**Set task:**
Take the data below and copy exactly the lines starting at the one with "The picture is" and finishing at the one with "type Rule = 'thick' | 'dotted';", both included.
'''
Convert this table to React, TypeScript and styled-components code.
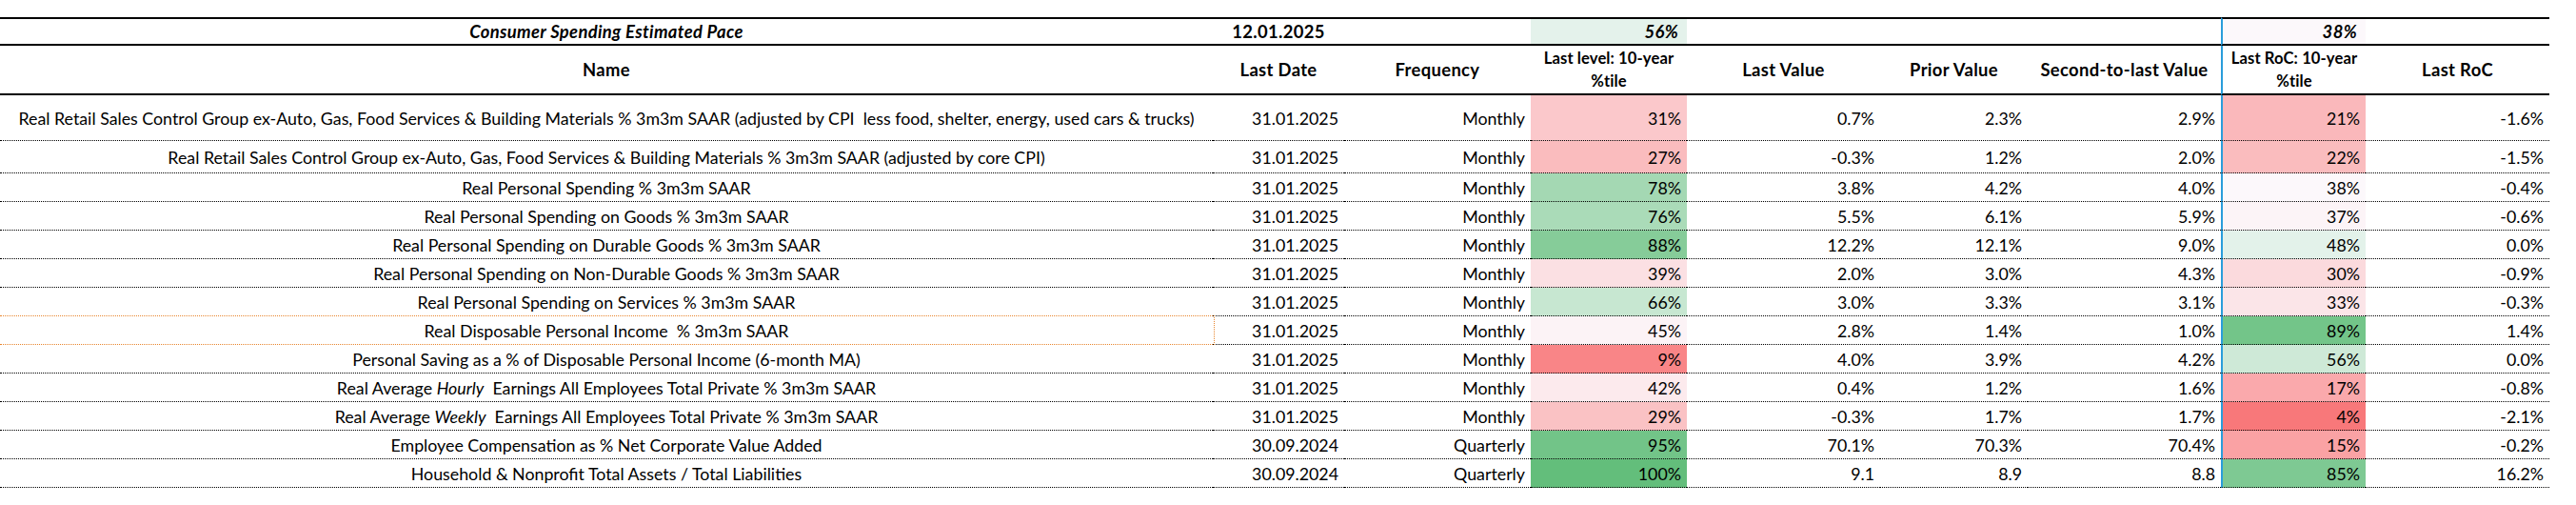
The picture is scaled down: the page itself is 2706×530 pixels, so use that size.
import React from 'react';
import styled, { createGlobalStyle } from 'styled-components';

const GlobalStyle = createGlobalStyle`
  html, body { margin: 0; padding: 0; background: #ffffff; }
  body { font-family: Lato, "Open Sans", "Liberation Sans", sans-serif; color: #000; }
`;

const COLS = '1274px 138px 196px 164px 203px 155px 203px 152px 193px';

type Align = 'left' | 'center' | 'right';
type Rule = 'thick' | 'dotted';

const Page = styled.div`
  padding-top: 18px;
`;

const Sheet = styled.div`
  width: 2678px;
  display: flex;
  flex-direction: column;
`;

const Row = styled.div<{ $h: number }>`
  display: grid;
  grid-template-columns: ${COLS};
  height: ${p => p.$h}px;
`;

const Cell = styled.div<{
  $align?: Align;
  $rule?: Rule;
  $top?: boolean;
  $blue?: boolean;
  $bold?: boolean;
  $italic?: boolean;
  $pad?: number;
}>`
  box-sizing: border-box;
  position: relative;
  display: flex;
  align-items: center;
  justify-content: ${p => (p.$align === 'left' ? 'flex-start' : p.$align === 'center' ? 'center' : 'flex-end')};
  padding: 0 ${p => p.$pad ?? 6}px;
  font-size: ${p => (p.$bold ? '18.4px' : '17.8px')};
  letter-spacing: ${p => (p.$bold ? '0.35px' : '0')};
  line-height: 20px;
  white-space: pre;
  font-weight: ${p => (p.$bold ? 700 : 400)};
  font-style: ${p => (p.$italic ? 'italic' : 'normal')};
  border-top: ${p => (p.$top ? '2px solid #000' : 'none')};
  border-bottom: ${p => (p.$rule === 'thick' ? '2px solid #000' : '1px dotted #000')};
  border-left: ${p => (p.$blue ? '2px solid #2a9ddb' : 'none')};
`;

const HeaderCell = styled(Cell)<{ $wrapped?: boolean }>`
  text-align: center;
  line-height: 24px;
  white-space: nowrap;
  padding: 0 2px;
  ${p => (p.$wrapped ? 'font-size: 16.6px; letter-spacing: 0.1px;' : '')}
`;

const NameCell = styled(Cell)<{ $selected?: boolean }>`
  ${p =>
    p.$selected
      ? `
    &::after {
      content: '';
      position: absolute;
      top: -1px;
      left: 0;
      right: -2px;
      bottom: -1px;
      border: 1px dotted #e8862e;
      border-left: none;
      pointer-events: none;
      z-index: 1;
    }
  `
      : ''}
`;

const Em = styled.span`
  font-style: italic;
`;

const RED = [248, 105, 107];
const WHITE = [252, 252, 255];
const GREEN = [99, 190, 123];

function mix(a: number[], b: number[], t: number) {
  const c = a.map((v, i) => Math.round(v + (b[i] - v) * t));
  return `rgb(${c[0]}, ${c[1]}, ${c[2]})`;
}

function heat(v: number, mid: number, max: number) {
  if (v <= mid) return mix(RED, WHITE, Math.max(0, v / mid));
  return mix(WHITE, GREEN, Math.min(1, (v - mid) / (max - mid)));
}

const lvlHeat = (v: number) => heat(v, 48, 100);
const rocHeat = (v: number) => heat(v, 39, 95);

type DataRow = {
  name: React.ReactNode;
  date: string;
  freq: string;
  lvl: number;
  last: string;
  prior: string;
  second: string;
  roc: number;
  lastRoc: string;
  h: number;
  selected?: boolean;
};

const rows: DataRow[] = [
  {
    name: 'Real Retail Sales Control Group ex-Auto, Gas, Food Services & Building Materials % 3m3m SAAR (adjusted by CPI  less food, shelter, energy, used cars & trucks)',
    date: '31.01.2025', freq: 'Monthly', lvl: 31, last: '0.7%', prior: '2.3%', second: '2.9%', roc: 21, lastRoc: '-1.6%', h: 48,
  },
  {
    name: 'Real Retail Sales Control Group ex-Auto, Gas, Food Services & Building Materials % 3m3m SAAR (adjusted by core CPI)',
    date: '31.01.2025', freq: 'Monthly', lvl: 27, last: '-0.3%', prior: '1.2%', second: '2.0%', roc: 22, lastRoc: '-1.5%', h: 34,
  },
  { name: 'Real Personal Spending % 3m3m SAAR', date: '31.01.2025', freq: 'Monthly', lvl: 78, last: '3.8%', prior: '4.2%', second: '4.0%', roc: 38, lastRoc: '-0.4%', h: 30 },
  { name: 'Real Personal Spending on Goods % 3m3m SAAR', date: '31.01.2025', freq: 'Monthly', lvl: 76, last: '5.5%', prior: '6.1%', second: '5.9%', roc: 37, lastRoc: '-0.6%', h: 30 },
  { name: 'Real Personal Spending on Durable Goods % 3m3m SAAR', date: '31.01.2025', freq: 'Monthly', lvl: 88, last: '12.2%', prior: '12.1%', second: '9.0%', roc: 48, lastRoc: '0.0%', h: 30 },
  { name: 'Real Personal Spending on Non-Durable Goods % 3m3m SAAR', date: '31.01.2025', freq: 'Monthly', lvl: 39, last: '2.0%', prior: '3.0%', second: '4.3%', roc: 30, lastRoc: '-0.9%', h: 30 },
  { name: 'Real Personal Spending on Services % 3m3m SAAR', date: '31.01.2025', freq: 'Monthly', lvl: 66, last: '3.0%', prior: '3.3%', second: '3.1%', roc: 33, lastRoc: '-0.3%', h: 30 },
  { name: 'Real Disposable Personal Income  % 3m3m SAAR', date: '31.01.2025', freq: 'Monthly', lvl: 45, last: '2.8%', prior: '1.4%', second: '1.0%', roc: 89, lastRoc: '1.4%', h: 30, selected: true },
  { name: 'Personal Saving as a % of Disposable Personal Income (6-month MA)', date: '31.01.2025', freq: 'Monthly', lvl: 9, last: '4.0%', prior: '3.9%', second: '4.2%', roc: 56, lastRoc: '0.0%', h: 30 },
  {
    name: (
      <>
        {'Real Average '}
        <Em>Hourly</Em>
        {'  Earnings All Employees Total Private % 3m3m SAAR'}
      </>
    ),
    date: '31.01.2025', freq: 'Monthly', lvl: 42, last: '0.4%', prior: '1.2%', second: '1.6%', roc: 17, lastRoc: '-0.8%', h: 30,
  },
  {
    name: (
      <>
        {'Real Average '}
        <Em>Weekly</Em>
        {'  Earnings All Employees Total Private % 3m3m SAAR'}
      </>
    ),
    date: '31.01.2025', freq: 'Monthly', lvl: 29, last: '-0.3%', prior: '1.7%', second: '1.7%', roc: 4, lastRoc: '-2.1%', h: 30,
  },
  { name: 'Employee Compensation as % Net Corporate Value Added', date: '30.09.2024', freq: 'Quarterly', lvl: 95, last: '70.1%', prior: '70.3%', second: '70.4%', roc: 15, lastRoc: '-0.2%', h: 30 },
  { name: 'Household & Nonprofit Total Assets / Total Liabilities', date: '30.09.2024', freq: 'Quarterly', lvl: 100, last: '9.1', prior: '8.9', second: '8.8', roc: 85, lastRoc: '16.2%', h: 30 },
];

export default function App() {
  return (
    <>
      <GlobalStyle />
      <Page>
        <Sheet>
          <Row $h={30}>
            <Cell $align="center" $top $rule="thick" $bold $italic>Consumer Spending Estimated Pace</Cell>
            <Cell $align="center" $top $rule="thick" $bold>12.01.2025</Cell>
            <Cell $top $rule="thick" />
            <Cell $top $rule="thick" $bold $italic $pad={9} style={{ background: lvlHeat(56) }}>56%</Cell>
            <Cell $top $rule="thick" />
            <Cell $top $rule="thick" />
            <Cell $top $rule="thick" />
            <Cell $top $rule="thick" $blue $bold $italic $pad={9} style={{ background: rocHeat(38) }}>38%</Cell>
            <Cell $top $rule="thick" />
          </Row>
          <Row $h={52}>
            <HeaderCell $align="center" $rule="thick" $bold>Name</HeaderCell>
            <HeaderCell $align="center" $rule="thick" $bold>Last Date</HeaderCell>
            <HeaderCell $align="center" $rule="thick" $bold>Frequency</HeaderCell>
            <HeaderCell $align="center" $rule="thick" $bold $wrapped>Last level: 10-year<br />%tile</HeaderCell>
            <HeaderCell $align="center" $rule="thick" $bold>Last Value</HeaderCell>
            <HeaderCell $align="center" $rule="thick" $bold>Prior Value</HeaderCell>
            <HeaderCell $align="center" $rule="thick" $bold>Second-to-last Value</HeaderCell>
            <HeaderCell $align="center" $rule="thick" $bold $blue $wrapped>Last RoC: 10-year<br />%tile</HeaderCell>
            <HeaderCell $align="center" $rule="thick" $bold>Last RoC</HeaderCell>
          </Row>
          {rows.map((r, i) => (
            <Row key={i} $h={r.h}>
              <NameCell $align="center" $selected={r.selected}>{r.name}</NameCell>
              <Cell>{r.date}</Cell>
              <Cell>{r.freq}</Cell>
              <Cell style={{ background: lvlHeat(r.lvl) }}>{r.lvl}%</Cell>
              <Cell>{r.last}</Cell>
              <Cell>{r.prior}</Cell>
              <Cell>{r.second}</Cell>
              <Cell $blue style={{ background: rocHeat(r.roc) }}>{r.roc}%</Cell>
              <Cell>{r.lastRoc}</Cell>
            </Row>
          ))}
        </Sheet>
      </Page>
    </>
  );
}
'''
**Answer to this task:**
The picture is scaled down: the page itself is 2706×530 pixels, so use that size.
import React from 'react';
import styled, { createGlobalStyle } from 'styled-components';

const GlobalStyle = createGlobalStyle`
  html, body { margin: 0; padding: 0; background: #ffffff; }
  body { font-family: Lato, "Open Sans", "Liberation Sans", sans-serif; color: #000; }
`;

const COLS = '1274px 138px 196px 164px 203px 155px 203px 152px 193px';

type Align = 'left' | 'center' | 'right';
type Rule = 'thick' | 'dotted';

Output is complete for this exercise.